Not exactly what most people would think of when they read "illegal trespassing to its computer system". Now, you may be thinking this is all interesting, but not very, since the emails, like spam, had nothing to do with legitimate business communications. The guy still used the company's email system without permission, so why didn't they just sue him for regular trespassing?
Because they couldn't. Oh, they initially did, but dropped that part of the suit before it went to trial. Here's why.
Intel Corporation (Intel) maintains an electronic mail system, connected to the Internet, through which messages between employees and those outside the company can be sent and received, and permits its employees to make reasonable nonbusiness use of this system....Hamidi breached no computer security barriers in order to communicate with Intel employees.
If you've got a wide open system, then it's wide open to everyone....much like if you let some of the public take a shortcut across your lawn, then pretty soon everyone can take a shortcut across your lawn. Remember that the next time you bitch about your company's restrictive e-mail & Internet access policy. They're not just being hateful, there's actually several reasons for it....virus email attachments also springs to mind.

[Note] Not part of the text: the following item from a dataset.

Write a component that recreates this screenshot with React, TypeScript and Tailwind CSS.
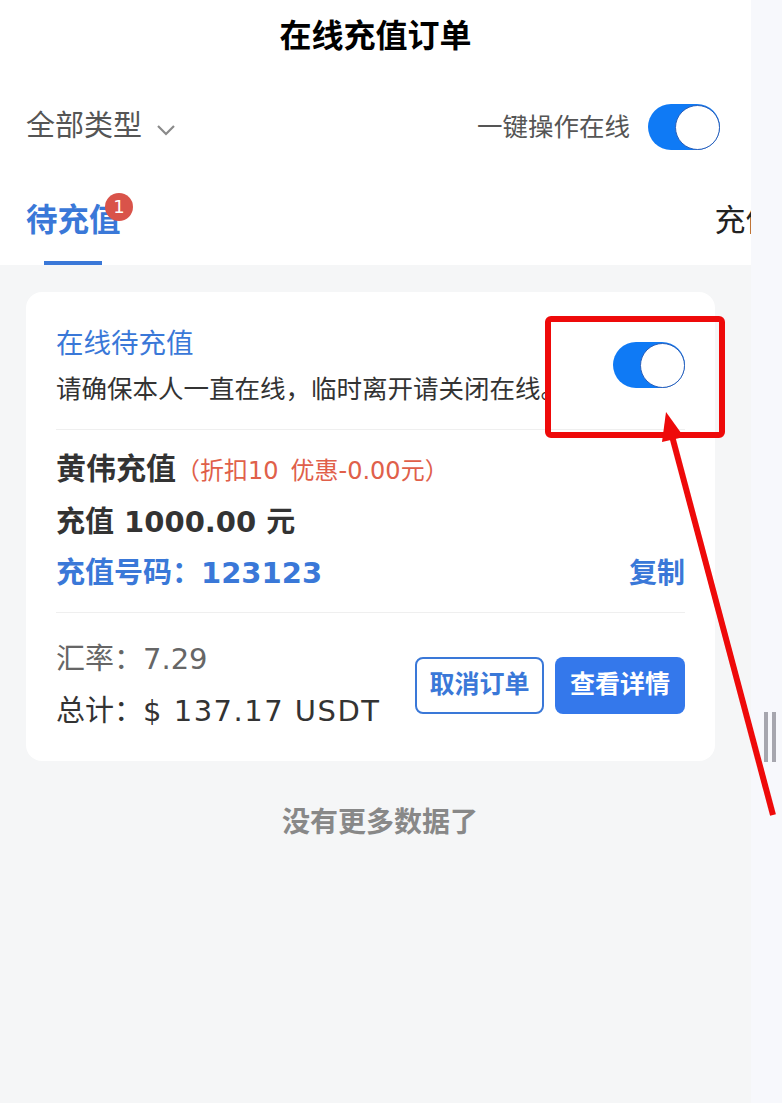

And this ruling doesn't mean that spammers can bombard companies with spam and the end of civilization as we know as the NYT article implies.
"Everyone is trying to figure out ways to solve the spam problem, and this ruling doesn't help," said Jeffrey D. Neuburger, a technology lawyer with Brown Raysman Millstein Felder & Steiner in New York. "This is going to require lawyers to come up with other ways to deal with the issue."
Like what, come up with a legal theory that, I dunno, actually meets the requirements of the law? Get a grip, Jeffrey. What this case is going to require is that companies get their heads out of their collective asses and deal with their network security issues. Jeez, you'd think a company like Intel would know better.
What a repressive concept....restricting use of a business computer network for business purposes only.